Rows from a dataset of pages and code
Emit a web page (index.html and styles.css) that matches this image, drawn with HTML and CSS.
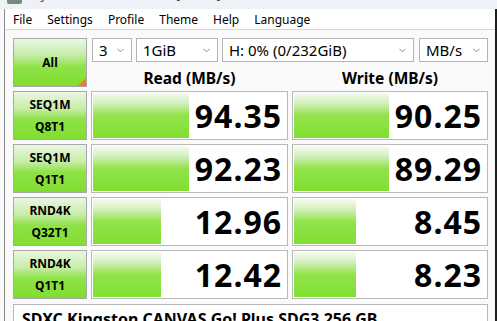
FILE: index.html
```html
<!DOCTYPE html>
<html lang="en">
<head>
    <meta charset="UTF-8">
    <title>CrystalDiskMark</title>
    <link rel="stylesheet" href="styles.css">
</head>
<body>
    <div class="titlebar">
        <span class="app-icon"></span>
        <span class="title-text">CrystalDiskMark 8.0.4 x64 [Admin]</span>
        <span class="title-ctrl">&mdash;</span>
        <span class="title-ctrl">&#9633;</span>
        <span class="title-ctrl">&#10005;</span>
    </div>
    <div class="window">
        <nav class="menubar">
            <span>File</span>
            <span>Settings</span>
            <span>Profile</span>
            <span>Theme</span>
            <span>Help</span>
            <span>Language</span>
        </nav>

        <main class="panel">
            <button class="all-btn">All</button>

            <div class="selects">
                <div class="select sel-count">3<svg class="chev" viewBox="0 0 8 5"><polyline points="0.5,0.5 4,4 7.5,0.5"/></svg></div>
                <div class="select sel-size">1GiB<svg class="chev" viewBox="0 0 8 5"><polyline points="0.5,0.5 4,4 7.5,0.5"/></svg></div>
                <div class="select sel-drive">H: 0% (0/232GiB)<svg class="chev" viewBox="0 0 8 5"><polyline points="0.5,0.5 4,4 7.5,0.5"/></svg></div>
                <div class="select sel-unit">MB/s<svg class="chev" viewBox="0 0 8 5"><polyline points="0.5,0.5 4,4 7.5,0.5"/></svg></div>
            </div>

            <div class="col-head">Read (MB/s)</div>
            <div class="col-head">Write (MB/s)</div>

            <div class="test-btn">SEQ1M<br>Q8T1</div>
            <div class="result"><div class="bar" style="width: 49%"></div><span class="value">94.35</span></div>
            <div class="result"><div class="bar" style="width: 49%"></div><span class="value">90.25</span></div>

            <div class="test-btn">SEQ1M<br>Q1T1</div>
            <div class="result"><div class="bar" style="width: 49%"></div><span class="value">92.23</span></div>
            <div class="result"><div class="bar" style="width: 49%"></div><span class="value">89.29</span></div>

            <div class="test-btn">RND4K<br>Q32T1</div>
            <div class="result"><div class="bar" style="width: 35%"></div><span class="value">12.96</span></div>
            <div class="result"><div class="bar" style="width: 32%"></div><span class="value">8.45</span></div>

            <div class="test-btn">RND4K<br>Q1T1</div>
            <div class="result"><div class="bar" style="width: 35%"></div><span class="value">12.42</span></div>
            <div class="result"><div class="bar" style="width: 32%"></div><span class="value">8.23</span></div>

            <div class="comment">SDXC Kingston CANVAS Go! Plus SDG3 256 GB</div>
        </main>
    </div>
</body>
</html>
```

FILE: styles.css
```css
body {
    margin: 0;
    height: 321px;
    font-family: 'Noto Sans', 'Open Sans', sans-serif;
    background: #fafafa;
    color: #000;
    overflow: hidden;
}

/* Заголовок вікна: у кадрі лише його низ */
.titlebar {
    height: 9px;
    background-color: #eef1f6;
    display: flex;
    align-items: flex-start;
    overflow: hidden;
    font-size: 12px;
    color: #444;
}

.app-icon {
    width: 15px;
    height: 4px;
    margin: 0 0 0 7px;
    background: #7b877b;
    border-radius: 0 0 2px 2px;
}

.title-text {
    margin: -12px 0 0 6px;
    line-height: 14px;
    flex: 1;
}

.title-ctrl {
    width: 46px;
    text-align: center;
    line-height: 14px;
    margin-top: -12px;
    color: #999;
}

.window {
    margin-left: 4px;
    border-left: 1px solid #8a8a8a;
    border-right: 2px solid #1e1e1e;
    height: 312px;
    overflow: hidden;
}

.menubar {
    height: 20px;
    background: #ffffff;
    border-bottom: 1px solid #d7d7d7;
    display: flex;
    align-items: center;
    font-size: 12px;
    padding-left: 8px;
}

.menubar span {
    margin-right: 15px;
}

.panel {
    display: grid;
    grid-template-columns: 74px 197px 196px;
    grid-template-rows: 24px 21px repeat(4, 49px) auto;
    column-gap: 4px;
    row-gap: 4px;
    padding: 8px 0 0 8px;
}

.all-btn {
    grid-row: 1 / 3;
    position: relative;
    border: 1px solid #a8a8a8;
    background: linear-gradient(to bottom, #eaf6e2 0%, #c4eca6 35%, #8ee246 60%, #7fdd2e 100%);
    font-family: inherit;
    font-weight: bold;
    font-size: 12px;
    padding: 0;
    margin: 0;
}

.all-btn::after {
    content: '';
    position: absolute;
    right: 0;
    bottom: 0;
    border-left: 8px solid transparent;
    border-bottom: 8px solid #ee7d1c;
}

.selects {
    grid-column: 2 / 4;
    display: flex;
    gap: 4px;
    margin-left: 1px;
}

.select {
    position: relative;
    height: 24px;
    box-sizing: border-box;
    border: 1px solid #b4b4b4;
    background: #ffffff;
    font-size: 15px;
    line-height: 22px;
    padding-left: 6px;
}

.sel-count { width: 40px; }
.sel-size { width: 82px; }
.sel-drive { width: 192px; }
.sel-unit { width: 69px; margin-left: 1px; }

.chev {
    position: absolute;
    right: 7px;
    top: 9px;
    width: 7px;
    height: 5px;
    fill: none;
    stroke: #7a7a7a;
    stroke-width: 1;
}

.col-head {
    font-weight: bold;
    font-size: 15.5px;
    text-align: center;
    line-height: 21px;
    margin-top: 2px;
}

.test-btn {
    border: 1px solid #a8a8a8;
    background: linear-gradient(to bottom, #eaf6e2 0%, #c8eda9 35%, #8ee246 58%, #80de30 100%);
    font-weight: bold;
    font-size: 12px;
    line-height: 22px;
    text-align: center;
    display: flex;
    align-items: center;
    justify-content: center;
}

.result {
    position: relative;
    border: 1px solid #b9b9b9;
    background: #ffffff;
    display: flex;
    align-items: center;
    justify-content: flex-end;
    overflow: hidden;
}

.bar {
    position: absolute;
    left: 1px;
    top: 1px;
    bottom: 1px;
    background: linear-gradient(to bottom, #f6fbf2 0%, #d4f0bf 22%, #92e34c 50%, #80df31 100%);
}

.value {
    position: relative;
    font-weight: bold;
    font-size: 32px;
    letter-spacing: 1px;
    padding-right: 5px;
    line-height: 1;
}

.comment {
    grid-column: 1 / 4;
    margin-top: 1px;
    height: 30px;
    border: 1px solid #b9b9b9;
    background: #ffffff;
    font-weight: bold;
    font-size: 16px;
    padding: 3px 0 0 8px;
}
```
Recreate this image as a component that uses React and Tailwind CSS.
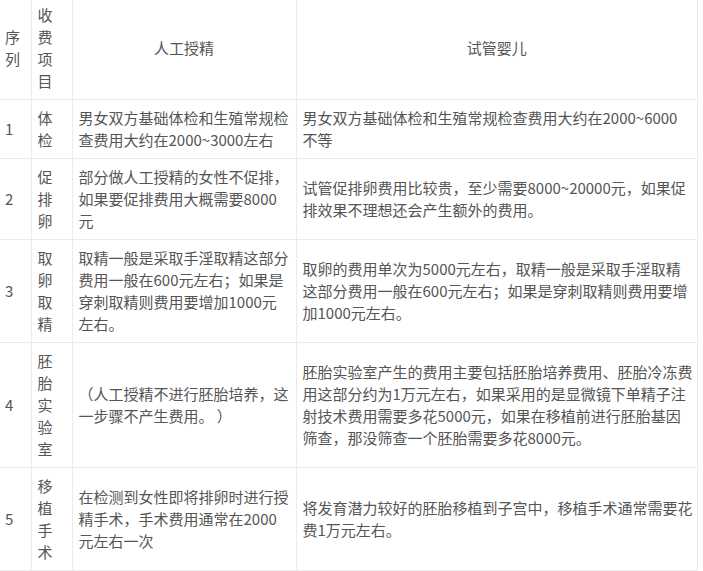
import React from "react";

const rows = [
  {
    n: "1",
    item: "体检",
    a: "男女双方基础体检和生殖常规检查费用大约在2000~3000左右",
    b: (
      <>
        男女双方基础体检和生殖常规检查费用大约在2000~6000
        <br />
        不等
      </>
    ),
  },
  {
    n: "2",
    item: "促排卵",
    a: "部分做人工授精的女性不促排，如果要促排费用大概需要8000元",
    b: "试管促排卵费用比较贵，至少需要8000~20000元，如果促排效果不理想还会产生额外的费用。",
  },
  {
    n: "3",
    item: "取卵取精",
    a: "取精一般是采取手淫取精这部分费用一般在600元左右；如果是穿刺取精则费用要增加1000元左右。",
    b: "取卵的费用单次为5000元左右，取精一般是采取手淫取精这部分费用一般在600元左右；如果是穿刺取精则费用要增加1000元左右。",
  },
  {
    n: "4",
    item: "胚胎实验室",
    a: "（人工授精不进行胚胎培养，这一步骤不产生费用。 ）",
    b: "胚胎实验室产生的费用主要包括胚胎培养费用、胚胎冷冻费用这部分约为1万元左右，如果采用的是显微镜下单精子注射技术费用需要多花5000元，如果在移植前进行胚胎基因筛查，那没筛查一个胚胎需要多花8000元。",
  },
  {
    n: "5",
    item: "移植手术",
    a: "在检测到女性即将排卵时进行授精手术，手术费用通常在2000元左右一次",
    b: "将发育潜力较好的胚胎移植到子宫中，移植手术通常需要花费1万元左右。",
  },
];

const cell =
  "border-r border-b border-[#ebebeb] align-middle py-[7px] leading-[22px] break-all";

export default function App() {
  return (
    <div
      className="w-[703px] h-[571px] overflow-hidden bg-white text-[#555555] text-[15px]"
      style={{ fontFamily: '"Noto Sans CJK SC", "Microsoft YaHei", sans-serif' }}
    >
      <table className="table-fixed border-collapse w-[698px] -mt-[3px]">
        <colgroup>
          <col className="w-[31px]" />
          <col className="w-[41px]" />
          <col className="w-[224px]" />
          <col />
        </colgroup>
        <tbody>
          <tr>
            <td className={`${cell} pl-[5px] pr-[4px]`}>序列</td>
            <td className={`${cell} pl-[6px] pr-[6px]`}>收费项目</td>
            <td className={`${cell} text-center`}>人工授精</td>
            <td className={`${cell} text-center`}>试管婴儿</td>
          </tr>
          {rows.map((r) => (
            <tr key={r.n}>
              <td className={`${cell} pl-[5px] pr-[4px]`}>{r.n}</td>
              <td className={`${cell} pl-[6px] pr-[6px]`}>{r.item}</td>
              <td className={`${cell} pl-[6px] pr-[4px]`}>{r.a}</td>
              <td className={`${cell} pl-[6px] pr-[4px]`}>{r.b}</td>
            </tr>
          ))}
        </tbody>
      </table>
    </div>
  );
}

Exercise brief:
Repeat, word for word, the lines of the material above from the one holding "Recreate this image" through the one holding "border-b border-[#ebebeb] align-middle". Leave out pictures.

Task result:
Recreate this image as a component that uses React and Tailwind CSS.
import React from "react";

const rows = [
  {
    n: "1",
    item: "体检",
    a: "男女双方基础体检和生殖常规检查费用大约在2000~3000左右",
    b: (
      <>
        男女双方基础体检和生殖常规检查费用大约在2000~6000
        <br />
        不等
      </>
    ),
  },
  {
    n: "2",
    item: "促排卵",
    a: "部分做人工授精的女性不促排，如果要促排费用大概需要8000元",
    b: "试管促排卵费用比较贵，至少需要8000~20000元，如果促排效果不理想还会产生额外的费用。",
  },
  {
    n: "3",
    item: "取卵取精",
    a: "取精一般是采取手淫取精这部分费用一般在600元左右；如果是穿刺取精则费用要增加1000元左右。",
    b: "取卵的费用单次为5000元左右，取精一般是采取手淫取精这部分费用一般在600元左右；如果是穿刺取精则费用要增加1000元左右。",
  },
  {
    n: "4",
    item: "胚胎实验室",
    a: "（人工授精不进行胚胎培养，这一步骤不产生费用。 ）",
    b: "胚胎实验室产生的费用主要包括胚胎培养费用、胚胎冷冻费用这部分约为1万元左右，如果采用的是显微镜下单精子注射技术费用需要多花5000元，如果在移植前进行胚胎基因筛查，那没筛查一个胚胎需要多花8000元。",
  },
  {
    n: "5",
    item: "移植手术",
    a: "在检测到女性即将排卵时进行授精手术，手术费用通常在2000元左右一次",
    b: "将发育潜力较好的胚胎移植到子宫中，移植手术通常需要花费1万元左右。",
  },
];

const cell =
  "border-r border-b border-[#ebebeb] align-middle py-[7px] leading-[22px] break-all";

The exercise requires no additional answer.